By extending and deepening our trade routes, we can buy more of what we need at competitive prices. We are also broadening our range of reliable suppliers. That’s what the Trans-Pacific Partnership is all about. We currently import £28 billion of goods from those areas, but by joining the Trans-Pacific Partnership, we can do it on reliable terms.
Translation: we’re betting all the post-Brexit chips on the Trans-Pacific Partnership somehow replacing free trade with our nearest neighbours. The American trade deal, which Truss never mentions in her speech, is being killed off as an idea, slowly and quietly. Don’t worry though – Asian trade will save us. Really, it will.

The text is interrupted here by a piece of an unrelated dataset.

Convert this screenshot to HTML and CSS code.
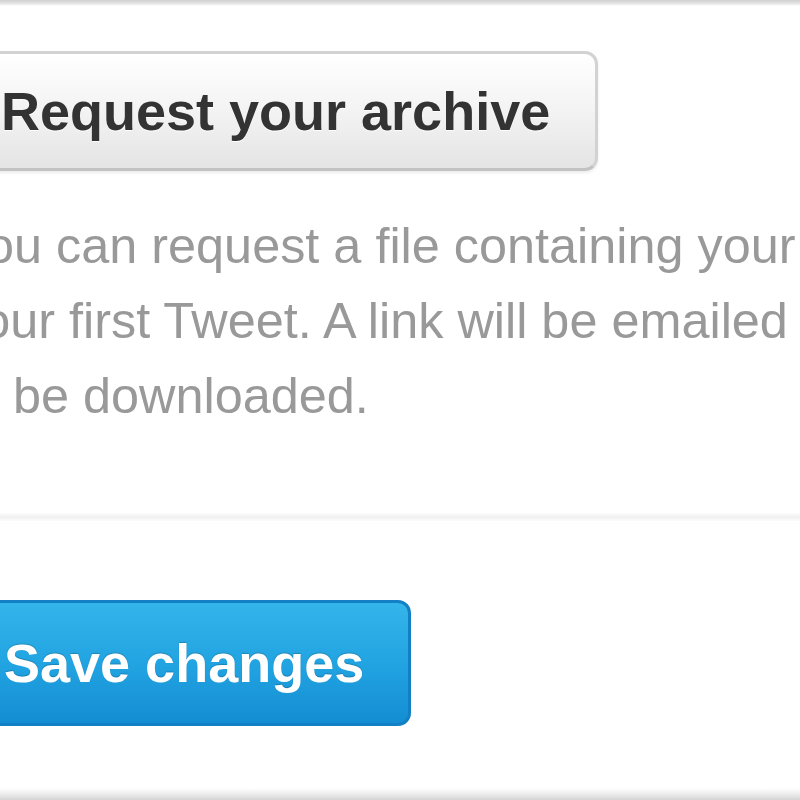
FILE: index.html
```html
<!DOCTYPE html>
<html>
<head>
<meta charset="utf-8">
<link rel="stylesheet" href="styles.css">
</head>
<body>
<div class="page">
  <div class="top-rule"></div>
  <div class="content">
    <section class="archive">
      <button class="btn btn-default">Request your archive</button>
      <p class="desc">You can request a file containing your information, starting with<br>your first Tweet. A link will be emailed to you when the file is ready<br>to be downloaded.</p>
    </section>
    <hr class="sep">
    <div class="actions">
      <button class="btn btn-primary">Save changes</button>
    </div>
  </div>
  <div class="bottom-rule"></div>
</div>
</body>
</html>
```
FILE: styles.css
```css
html, body {
  margin: 0;
  padding: 0;
  background: #fff;
  overflow: hidden;
}
.page {
  width: 800px;
  height: 800px;
  display: flex;
  flex-direction: column;
  overflow: hidden;
  font-family: "Liberation Sans", Arial, sans-serif;
}
.top-rule {
  height: 6px;
  flex: none;
  background: linear-gradient(#cfcfcf, #e6e6e6 60%, #fff);
}
.content {
  flex: 1;
  margin-left: -43px;
  display: flex;
  flex-direction: column;
  white-space: nowrap;
}
.archive {
  padding-top: 45px;
}
.btn {
  display: inline-block;
  font-family: "Liberation Sans", Arial, sans-serif;
  font-weight: bold;
  font-size: 54px;
  line-height: 62px;
  border-radius: 13px;
  padding: 26px 46px;
  margin: 0;
  cursor: pointer;
}
.btn-default {
  margin-left: -5px;
  padding-right: 45px;
  color: #333;
  background: linear-gradient(#ffffff, #f3f3f3 50%, #e4e4e4);
  border: 3px solid #d2d2d2;
  border-bottom-color: #c2c2c2;
  box-shadow: 0 2px 3px rgba(0,0,0,0.08);
  text-shadow: 0 1px 0 #fff;
}
.desc {
  margin: 37px 0 0;
  font-size: 50.4px;
  line-height: 75px;
  color: #999;
}
.sep {
  margin: 80px 0 0 43px;
  border: 0;
  height: 8px;
  width: 800px;
  background: linear-gradient(#fdfdfd, #f0f0f0 50%, #fcfcfc);
}
.actions {
  padding-top: 79px;
}
.btn-primary {
  margin-left: -2px;
  color: #fff;
  background: linear-gradient(#33b4ea, #22a4e2 50%, #148dd3);
  border: 3px solid #137fc4;
  padding: 29px 44px 29px 46px;
  text-shadow: 0 -1px 1px rgba(0,0,0,0.2);
}
.bottom-rule {
  height: 12px;
  flex: none;
  background: linear-gradient(#fff, #ececec 50%, #d4d4d4);
}
```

The rest of the speech mostly backs up “ideas” I’ve already highlighted. There is a lot of guff about ‘digital trade’ without any real detail. So, I’ll just close with this:
I want Britain to become a nation of exporters again, and it’s not insurmountable, we did export £600 billion in goods and services last year. But only one in ten British businesses export. In Germany and Denmark, twice as many businesses export per capita, and businesses in Slovenia are three times as likely to export their goods.
Jeez, Liz, I wonder why Germany, Slovenia and Denmark have so many export led businesses. Maybe there is a common thing that ties them all together? Perhaps your department should look into that.